The third split selection option is the C&RT-style exhaustive search for univariate splits option for categorical or ordered predictor variables. With this option, all possible splits for each predictor variable at each node are examined to find the split producing the largest improvement in goodness of fit (or equivalently, the largest reduction in lack of fit). What determines the domain of possible splits at a node? For categorical predictor variables with k levels present at a node, there are 2(k -1) - 1 possible contrasts between two sets of levels of the predictor. For ordered predictors with k distinct levels present at a node, there are k-1 midpoints between distinct levels. Thus it can be seen that the number of possible splits that must be examined can become very large when there are large numbers of predictors with many levels which must be examined at many nodes.

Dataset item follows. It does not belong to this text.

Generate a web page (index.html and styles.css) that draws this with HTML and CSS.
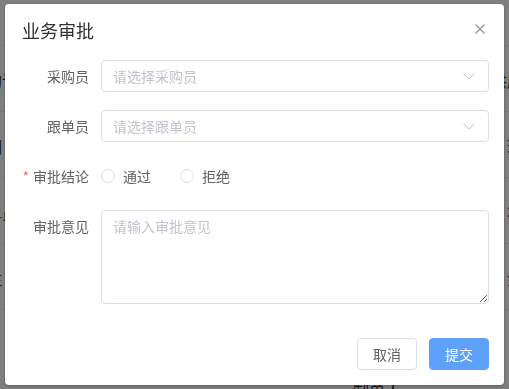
FILE: index.html
```html
<!DOCTYPE html>
<html lang="zh-CN">
  <head>
    <meta charset="UTF-8" />
    <meta name="viewport" content="width=device-width, initial-scale=1.0" />
    <title>业务审批</title>
    <link rel="stylesheet" href="styles.css">
  </head>
  <body>
    <div class="page">
      <div class="page-row"><span>采购订单</span><span>供应商</span></div>
      <div class="page-row"><span>日期</span><span>环节</span></div>
      <div class="page-row"><span>跟单员</span><span>状态</span></div>
      <div class="page-row"><span>备注</span><span>金额</span></div>
      <div class="page-row"><span>制单人</span></div>
    </div>

    <div class="overlay">
      <div class="dialog">
        <div class="dialog-header">
          <span class="dialog-title">业务审批</span>
          <button class="dialog-close" aria-label="关闭">
            <svg width="10" height="10" viewBox="0 0 10 10">
              <path d="M0.5 0.5 L9.5 9.5 M9.5 0.5 L0.5 9.5" stroke="#909399" stroke-width="1.2" fill="none" />
            </svg>
          </button>
        </div>

        <div class="dialog-body">
          <div class="form-item">
            <label class="form-label">采购员</label>
            <div class="form-content">
              <div class="select">
                <span class="placeholder">请选择采购员</span>
                <svg class="arrow" width="12" height="7" viewBox="0 0 12 7">
                  <polyline points="0.5,0.5 6,6 11.5,0.5" stroke="#c0c4cc" stroke-width="1" fill="none" />
                </svg>
              </div>
            </div>
          </div>

          <div class="form-item">
            <label class="form-label">跟单员</label>
            <div class="form-content">
              <div class="select">
                <span class="placeholder">请选择跟单员</span>
                <svg class="arrow" width="12" height="7" viewBox="0 0 12 7">
                  <polyline points="0.5,0.5 6,6 11.5,0.5" stroke="#c0c4cc" stroke-width="1" fill="none" />
                </svg>
              </div>
            </div>
          </div>

          <div class="form-item">
            <label class="form-label"><span class="required">*</span>审批结论</label>
            <div class="form-content radios">
              <label class="radio"><span class="radio-circle"></span>通过</label>
              <label class="radio"><span class="radio-circle"></span>拒绝</label>
            </div>
          </div>

          <div class="form-item">
            <label class="form-label">审批意见</label>
            <div class="form-content">
              <textarea class="textarea" placeholder="请输入审批意见"></textarea>
            </div>
          </div>
        </div>

        <div class="dialog-footer">
          <button class="btn">取消</button>
          <button class="btn btn-primary">提交</button>
        </div>
      </div>
    </div>
  </body>
</html>
```

FILE: styles.css
```css
body {
  margin: 0;
  padding: 0;
  font-family: 'Noto Sans CJK SC', 'Noto Sans', sans-serif;
  background-color: white;
  color: #606266;
}

.page {
  height: 389px;
  overflow: hidden;
  padding-top: 45px;
  box-sizing: border-box;
}

.page-row {
  display: flex;
  justify-content: space-between;
  height: 66px;
  border-top: 1px solid #ebeef5;
  font-size: 16px;
  color: #303133;
  padding: 22px 0 0;
  box-sizing: border-box;
}

.page-row span {
  margin: 0 -30px;
}

.page-row:last-child {
  justify-content: flex-end;
}

.page-row:last-child span {
  margin: 46px 108px 0 0;
}

.overlay {
  position: fixed;
  inset: 0;
  background-color: rgba(0, 0, 0, 0.5);
  display: flex;
  align-items: center;
  justify-content: center;
}

.dialog {
  position: relative;
  width: 499px;
  background-color: white;
  border-radius: 4px;
  box-shadow: 0 1px 3px rgba(0, 0, 0, 0.3);
}

.dialog-header {
  padding: 14px 16px 0 17px;
}

.dialog-title {
  font-size: 18px;
  line-height: 24px;
  color: #303133;
}

.dialog-close {
  position: absolute;
  top: 16px;
  right: 15px;
  width: 18px;
  height: 18px;
  padding: 0;
  border: none;
  background: none;
  display: flex;
  align-items: center;
  justify-content: center;
  cursor: pointer;
}

.dialog-body {
  padding: 17px 15px 0 16px;
  display: flex;
  flex-direction: column;
  gap: 18px;
}

.form-item {
  display: flex;
}

.form-label {
  width: 80px;
  flex-shrink: 0;
  padding-right: 12px;
  box-sizing: border-box;
  text-align: right;
  font-size: 14px;
  line-height: 32px;
  color: #606266;
}

.required {
  color: #f56c6c;
  margin-right: 4px;
}

.form-content {
  flex: 1;
}

.select {
  height: 32px;
  border: 1px solid #dcdfe6;
  border-radius: 4px;
  box-sizing: border-box;
  padding: 0 13px 0 11px;
  display: flex;
  align-items: center;
  justify-content: space-between;
}

.placeholder {
  font-size: 14px;
  color: #c0c4cc;
}

.radios {
  display: flex;
  align-items: center;
  height: 32px;
  gap: 29px;
}

.radio {
  display: flex;
  align-items: center;
  font-size: 14px;
  color: #606266;
}

.radio-circle {
  width: 14px;
  height: 14px;
  border: 1px solid #dcdfe6;
  border-radius: 50%;
  box-sizing: border-box;
  margin-right: 8px;
}

.textarea {
  display: block;
  width: 100%;
  height: 94px;
  box-sizing: border-box;
  border: 1px solid #dcdfe6;
  border-radius: 4px;
  padding: 5px 11px;
  font-family: 'Noto Sans CJK SC', 'Noto Sans', sans-serif;
  font-size: 14px;
  line-height: 21px;
  color: #606266;
  resize: vertical;
  outline: none;
}

.textarea::placeholder {
  color: #c0c4cc;
}

.dialog-footer {
  display: flex;
  justify-content: flex-end;
  gap: 12px;
  padding: 34px 15px 15px;
}

.btn {
  width: 60px;
  height: 32px;
  border: 1px solid #dcdfe6;
  border-radius: 4px;
  background-color: white;
  color: #606266;
  font-family: 'Noto Sans CJK SC', 'Noto Sans', sans-serif;
  font-size: 14px;
  cursor: pointer;
}

.btn-primary {
  background-color: #5ea1fa;
  border-color: #5ea1fa;
  color: white;
}
```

How is improvement in Goodness of fit determined? In the Classification Trees module, three choices of Goodness of fit measures are available. The Gini measure of node impurity is a measure that reaches a value of zero when only one class is present at a node (with Prior probabilities Estimated from class sizes and Equal Misclassification costs, the Gini measure is computed as the sum of products of all pairs of class proportions for classes present at the node; it reaches its maximum value when class sizes at the node are equal). The Gini measure was the measure of Goodness of fit preferred by the developers of C&RT (Breiman et. al., 1984; see also Prior Probabilities, the Gini Measure of Node Impurity, and Misclassification Cost). The two other options available are the Chi-square measure, which is similar to the standard Chi-square value computed for the expected and observed classifications (with priors adjusted for misclassification cost), and the G-square measure, which is similar to the maximum-likelihood Chi-square (as, for example, computed in the Log-Linear module). The C&RT-style exhaustive search for univariate splits option works by searching for the split that maximizes the reduction in the value of the selected goodness of fit measure. When the fit is perfect, classification is perfect.